There is obviously a significant tax advantage to selling goodwill at the shareholder level as opposed to the corporate level; namely, the advantageous 15% LTCG tax rate and the single level of taxation. In order to successfully argue the position, however, the case law has taught us that certain facts must be present.
Most importantly, the success of the corporation must be directly traceable to the activities, skills, and relationships of the shareholder/employee. But this is only half the battle. In addition, the shareholder/employee must not have entered into a covenant not to compete or long-term employment agreement with the corporation, as this will effectively cause their personal relationships to become property of the corporation.

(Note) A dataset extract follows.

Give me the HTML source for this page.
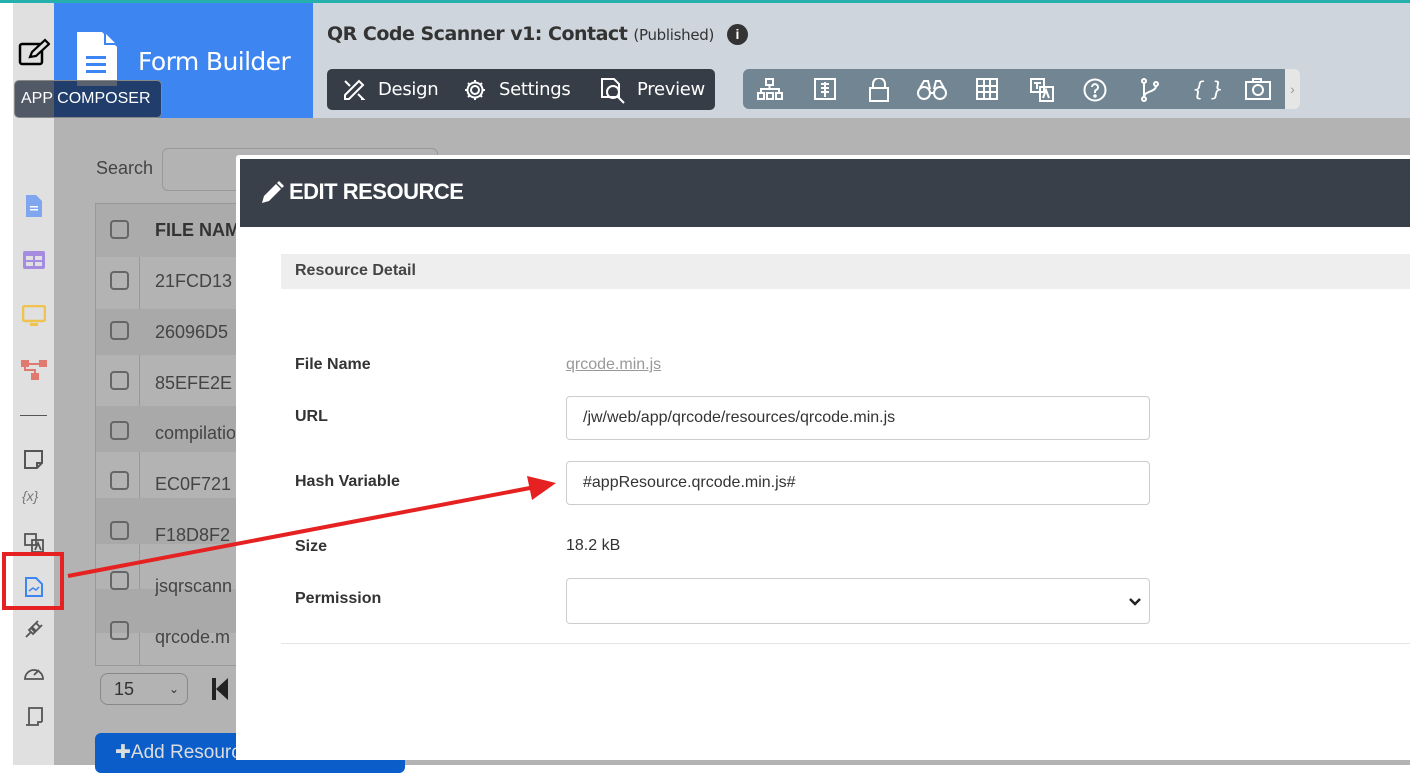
<!DOCTYPE html>
<html><head><meta charset="utf-8"><style>
*{box-sizing:border-box;margin:0;padding:0}
body{width:1410px;height:765px;overflow:hidden;position:relative;background:#fff;font-family:"Liberation Sans",sans-serif}
.a{position:absolute}
.tb svg{position:absolute;top:9px}
.cb{width:19px;height:19px;border:2px solid #666;border-radius:4px;margin-bottom:31px}
</style></head><body>
<div class="a" style="left:0;top:0;width:1410px;height:3px;background:#26b0ad"></div>
<div class="a" style="left:13px;top:3px;width:41px;height:762px;background:#e0e0e0"></div>
<div class="a" style="left:54px;top:3px;width:259px;height:115px;background:#3d85f0"></div>
<div class="a" style="left:313px;top:3px;width:1097px;height:115px;background:#cfd5dc"></div>
<div class="a" style="left:54px;top:118px;width:1356px;height:647px;background:#b3b3b3"></div>
<svg class="a" style="left:18px;top:38px" width="32" height="30" viewBox="0 0 32 30"><rect x="2" y="6" width="22" height="20" rx="2" fill="none" stroke="#000" stroke-width="2.5"/><path d="M12 19 L14 14 L27 2 L31 6 L18 18 Z" fill="#e0e0e0" stroke="#000" stroke-width="2.2"/></svg>
<svg class="a" style="left:75px;top:32px" width="44" height="56" viewBox="0 0 44 56"><path d="M2 0 H27 L42 15 V54 H2 Z" fill="#fff"/><path d="M29 0 L42 13 H29Z" fill="#3d85f0"/><path d="M31 2 L40 11 H31Z" fill="#fff"/><rect x="11" y="24" width="20" height="3" fill="#3d85f0"/><rect x="11" y="31" width="20" height="3" fill="#3d85f0"/><rect x="11" y="38" width="20" height="3" fill="#3d85f0"/></svg>
<div class="a" style="left:138px;top:47px;color:#fff;font-size:25px;font-family:'DejaVu Sans',sans-serif;letter-spacing:-0.6px">Form Builder</div>
<div class="a" style="left:14px;top:80px;width:148px;height:38px;background:rgba(20,30,50,0.7);border:1px solid #888;border-radius:5px;color:#fff;font-size:16px;line-height:36px;padding-left:6px">APP COMPOSER</div>
<div class="a" style="left:327px;top:23px;font-size:19px;font-weight:bold;color:#333;font-family:'DejaVu Sans',sans-serif;letter-spacing:-0.5px;white-space:nowrap">QR Code Scanner v1: Contact <span style="font-weight:normal;font-size:15px;letter-spacing:-0.3px">(Published)</span></div>
<div class="a" style="left:727px;top:24px;width:21px;height:21px;border-radius:50%;background:#333;color:#fff;font-size:14px;font-weight:bold;text-align:center;line-height:21px">i</div>
<div class="a" style="left:327px;top:69px;width:388px;height:41px;background:#373d46;border-radius:5px;color:#fff;font-size:18px;font-family:'DejaVu Sans',sans-serif;letter-spacing:-0.3px">
<svg class="a" style="left:15px;top:9px" width="24" height="24" viewBox="0 0 24 24" fill="none" stroke="#fff" stroke-width="2"><path d="M3 17 L17 3 L21 7 L7 21 L3 21Z M3 3 L8 8 M16 16 L21 21 L19 21"/></svg>
<span class="a" style="left:51px;top:10px">Design</span>
<svg class="a" style="left:136px;top:9px" width="24" height="24" viewBox="0 0 24 24" fill="none" stroke="#fff" stroke-width="2"><circle cx="12" cy="12" r="4"/><path d="M12 2v3M12 19v3M2 12h3M19 12h3M5 5l2 2M17 17l2 2M5 19l2-2M17 7l2-2"/><circle cx="12" cy="12" r="7.5"/></svg>
<span class="a" style="left:172px;top:10px">Settings</span>
<svg class="a" style="left:272px;top:8px" width="28" height="28" viewBox="0 0 28 28" fill="none" stroke="#fff" stroke-width="2"><path d="M3 2H15L20 7V20H3Z"/><circle cx="14" cy="15" r="6"/><path d="M18 19 L25 26"/></svg>
<span class="a" style="left:310px;top:10px">Preview</span></div>
<div class="a" style="left:743px;top:69px;width:542px;height:40px;background:#728592;border-radius:6px 0 0 6px"></div>
<div class="a" style="left:1285px;top:69px;width:15px;height:40px;background:#e6e6e6;border-radius:0 6px 6px 0;color:#999;font-size:14px;line-height:40px;text-align:center">›</div>
<div class="a tb" style="left:743px;top:69px;width:542px;height:40px">
<svg style="left:14px" width="26" height="22" viewBox="0 0 26 22" fill="none" stroke="#fff" stroke-width="2"><rect x="9" y="1" width="7" height="6"/><rect x="1" y="15" width="6" height="6"/><rect x="10" y="15" width="6" height="6"/><rect x="19" y="15" width="6" height="6"/><path d="M12.5 7V11M4 15V11H22V15"/></svg>
<svg style="left:71px" width="22" height="22" viewBox="0 0 22 22" fill="none" stroke="#fff" stroke-width="2"><rect x="1" y="1" width="20" height="20"/><path d="M7 6H15M7 10H15M7 14H15M11 4V19"/></svg>
<svg style="left:126px" width="20" height="24" viewBox="0 0 20 24" fill="none" stroke="#fff" stroke-width="2"><rect x="1" y="10" width="18" height="13"/><path d="M4 10V6a6 6 0 0 1 12 0v4"/></svg>
<svg style="left:174px" width="30" height="22" viewBox="0 0 30 22" fill="none" stroke="#fff" stroke-width="2"><circle cx="7" cy="15" r="6"/><circle cx="23" cy="15" r="6"/><path d="M13 15h4M3 10L7 3H11L13 11M27 10L23 3H19L17 11"/></svg>
<svg style="left:233px" width="22" height="22" viewBox="0 0 22 22" fill="none" stroke="#fff" stroke-width="2"><rect x="1" y="1" width="20" height="20"/><path d="M8 1V21M14 1V21M1 8H21M1 14H21"/></svg>
<svg style="left:287px" width="24" height="24" viewBox="0 0 24 24" fill="none" stroke="#fff" stroke-width="2"><rect x="1" y="1" width="13" height="13"/><rect x="10" y="9" width="13" height="14"/><path d="M4 5h7M7 5v6M13 20l3-8 3 8"/></svg>
<svg style="left:340px" width="24" height="24" viewBox="0 0 24 24" fill="none" stroke="#fff" stroke-width="2"><circle cx="12" cy="12" r="10.5"/><path d="M9 9a3 3 0 1 1 4 3c-1 .5-1 1-1 3"/><circle cx="12" cy="18" r="0.8" fill="#fff"/></svg>
<svg style="left:397px" width="20" height="24" viewBox="0 0 20 24" fill="none" stroke="#fff" stroke-width="2"><circle cx="4" cy="3" r="2"/><circle cx="4" cy="21" r="2"/><circle cx="16" cy="6" r="2"/><path d="M4 5V19M16 8c0 6-12 5-12 11"/></svg>
<span class="a" style="left:449px;top:8px;color:#fff;font-size:20px;font-style:italic;white-space:nowrap;font-family:'DejaVu Sans',sans-serif">{ }</span>
<svg style="left:502px" width="26" height="22" viewBox="0 0 26 22" fill="none" stroke="#fff" stroke-width="2"><rect x="1" y="4" width="24" height="17"/><path d="M8 4V1H16V4"/><circle cx="13" cy="12" r="5"/></svg>
</div>
<!-- sidebar icons -->
<svg class="a" style="left:24px;top:194px" width="20" height="24"><path d="M2 1H12L18 7V23H2Z" fill="#7fa6ee"/><rect x="6" y="12" width="8" height="1.5" fill="#fff"/><rect x="6" y="15" width="8" height="1.5" fill="#fff"/></svg>
<svg class="a" style="left:23px;top:251px" width="22" height="18"><rect x="0" y="0" width="22" height="18" rx="2" fill="#a58ce0"/><rect x="3" y="5" width="7" height="4" fill="#e0e0e0"/><rect x="12" y="5" width="7" height="4" fill="#e0e0e0"/><rect x="3" y="11" width="7" height="4" fill="#e0e0e0"/><rect x="12" y="11" width="7" height="4" fill="#e0e0e0"/></svg>
<svg class="a" style="left:22px;top:305px" width="24" height="22"><rect x="1" y="1" width="22" height="15" rx="2" fill="none" stroke="#f0c24e" stroke-width="2.5"/><rect x="8" y="18" width="8" height="3" fill="#f0c24e"/></svg>
<svg class="a" style="left:21px;top:360px" width="26" height="22"><rect x="0" y="0" width="8" height="7" fill="#e07a70"/><rect x="18" y="0" width="8" height="7" fill="#e07a70"/><rect x="10" y="13" width="8" height="7" fill="#e07a70"/><path d="M4 7 V10 H14 V13 M8 4H18" stroke="#e07a70" stroke-width="2" fill="none"/></svg>
<div class="a" style="left:20px;top:415px;width:27px;height:1px;background:#555"></div>
<svg class="a" style="left:24px;top:450px" width="20" height="20" fill="none" stroke="#555" stroke-width="2"><path d="M1 1H18V13L13 18H1Z M13 18V13H18"/></svg>
<div class="a" style="left:22px;top:488px;font-size:14px;color:#777;font-style:italic">{x}</div>
<svg class="a" style="left:24px;top:533px" width="20" height="20" fill="none" stroke="#555" stroke-width="1.8"><rect x="1" y="1" width="11" height="11"/><rect x="8" y="7" width="11" height="12"/><path d="M11 17l3-7 3 7"/></svg>
<svg class="a" style="left:25px;top:577px" width="18" height="20"><path d="M1 1H11L17 7V19H1Z" fill="none" stroke="#3d85f0" stroke-width="2"/><path d="M4 14 L8 11 L11 13 L14 10" stroke="#3d85f0" stroke-width="1.5" fill="none"/></svg>
<svg class="a" style="left:24px;top:619px" width="20" height="20" fill="none" stroke="#555" stroke-width="1.8"><path d="M2 18L7 13M7 9L11 13L9 15L5 11Z M9 7L14 2M13 11L18 6M8 8L12 4L16 8L12 12Z"/></svg>
<svg class="a" style="left:23px;top:663px" width="22" height="18" fill="none" stroke="#555" stroke-width="1.8"><path d="M2 16A9 9 0 1 1 20 16Z M11 12L16 7"/></svg>
<svg class="a" style="left:24px;top:705px" width="20" height="22" fill="none" stroke="#555" stroke-width="1.8"><path d="M5 20V3H18V17M2 20H14V17H18"/></svg>
<!-- background table -->
<div class="a" style="left:96px;top:158px;font-size:18px;color:#444">Search</div>
<div class="a" style="left:162px;top:148px;width:276px;height:43px;border:1px solid #999;border-radius:6px"></div>
<div class="a" style="left:95px;top:203px;width:145px;height:463px;border:1px solid #999"></div>
<div class="a" style="left:139px;top:203px;width:1px;height:463px;background:#999"></div>
<div class="a" style="left:96px;top:204px;width:144px;height:53px;background:#ababab"></div>
<div class="a" style="left:155px;top:220px;font-weight:bold;font-size:18px;color:#333">FILE NAM</div>
<div class="a" style="left:96px;top:309px;width:144px;height:46px;background:#a9a9a9"></div>
<div class="a" style="left:96px;top:406px;width:144px;height:46px;background:#a9a9a9"></div>
<div class="a" style="left:96px;top:498px;width:144px;height:46px;background:#a9a9a9"></div>
<div class="a" style="left:96px;top:589px;width:144px;height:44px;background:#a9a9a9"></div>
<div class="a" style="left:155px;top:256px;font-size:18px;color:#444;line-height:50.8px;width:80px;overflow:hidden;white-space:nowrap">21FCD13<br>26096D5<br>85EFE2E<br>compilatio<br>EC0F721<br>F18D8F2<br>jsqrscann<br>qrcode.m</div>
<div class="a cb" style="left:110px;top:220px"></div>
<div class="a" style="left:110px;top:271px"><div class="cb"></div><div class="cb"></div><div class="cb"></div><div class="cb"></div><div class="cb"></div><div class="cb"></div><div class="cb"></div><div class="cb"></div></div>
<div class="a" style="left:100px;top:673px;width:88px;height:32px;border:1px solid #888;border-radius:8px;font-size:18px;color:#333;padding:5px 13px">15<span style="position:absolute;right:8px;font-size:12px;top:8px">⌄</span></div>
<div class="a" style="left:212px;top:678px;width:4px;height:22px;background:#222"></div><div class="a" style="left:216px;top:678px;width:0;height:0;border-top:11px solid transparent;border-bottom:11px solid transparent;border-right:12px solid #222"></div>
<div class="a" style="left:95px;top:733px;width:310px;height:40px;background:#0b5ec9;border-radius:6px;color:#ddd;font-size:19px;padding:8px 20px">✚Add Resource</div>
<!-- modal -->
<div class="a" style="left:236px;top:155px;width:1174px;height:605px;background:#fff;border-radius:3px 0 0 0"></div>
<div class="a" style="left:240px;top:159px;width:1170px;height:68px;background:#3a4049"></div>
<svg class="a" style="left:260px;top:181px" width="24" height="24" viewBox="0 0 24 24"><path d="M2 22L4 15L16 3L21 8L9 20Z" fill="#fff"/><path d="M17 2L19 0L24 5L22 7Z" fill="#fff"/></svg>
<div class="a" style="left:289px;top:179px;color:#fff;font-size:22px;font-weight:bold;letter-spacing:-0.5px">EDIT RESOURCE</div>
<div class="a" style="left:281px;top:254px;width:1129px;height:35px;background:#eee"></div>
<div class="a" style="left:295px;top:262px;font-size:16px;font-weight:bold;color:#444">Resource Detail</div>
<div class="a" style="left:295px;top:356px;font-size:16px;font-weight:bold;color:#333">File Name</div>
<div class="a" style="left:566px;top:356px;font-size:16px;color:#999;text-decoration:underline">qrcode.min.js</div>
<div class="a" style="left:295px;top:408px;font-size:16px;font-weight:bold;color:#333">URL</div>
<div class="a" style="left:566px;top:396px;width:584px;height:44px;border:1px solid #ccc;border-radius:4px;font-size:16px;color:#333;padding:12px 16px">/jw/web/app/qrcode/resources/qrcode.min.js</div>
<div class="a" style="left:295px;top:473px;font-size:16px;font-weight:bold;color:#333">Hash Variable</div>
<div class="a" style="left:566px;top:461px;width:584px;height:44px;border:1px solid #ccc;border-radius:4px;font-size:16px;color:#333;padding:12px 16px">#appResource.qrcode.min.js#</div>
<div class="a" style="left:295px;top:538px;font-size:16px;font-weight:bold;color:#333">Size</div>
<div class="a" style="left:566px;top:537px;font-size:16px;color:#333">18.2 kB</div>
<div class="a" style="left:295px;top:590px;font-size:16px;font-weight:bold;color:#333">Permission</div>
<div class="a" style="left:566px;top:578px;width:584px;height:46px;border:1px solid #ccc;border-radius:4px"><svg style="position:absolute;right:8px;top:18px" width="12" height="10"><path d="M1 2L6 7L11 2" fill="none" stroke="#222" stroke-width="2.5"/></svg></div>
<div class="a" style="left:281px;top:643px;width:1129px;height:1px;background:#e5e5e5"></div>
<div class="a" style="left:2px;top:552px;width:62px;height:58px;border:4px solid #e52121"></div>
<svg class="a" style="left:0;top:0" width="1410" height="765"><line x1="68" y1="576" x2="530" y2="488" stroke="#e52121" stroke-width="4"/><polygon points="556,483 527,476 532,500" fill="#e52121"/></svg>
</body></html>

Lastly, while the Tax Court was lenient in H&M, Inc. with the corporation’s lack of attention to detail when crafting its purchase agreement, future taxpayers may not be so lucky. To safeguard against an IRS attack, a shareholder wishing to take the position that they personally own the intangible value of the corporation should enter into two agreements: one in which the corporation agrees to sell its hard assets, and a second that is entered into directly between the buyer and the shareholder, in which the buyer purchases the intangible assets directly from the shareholder who created them.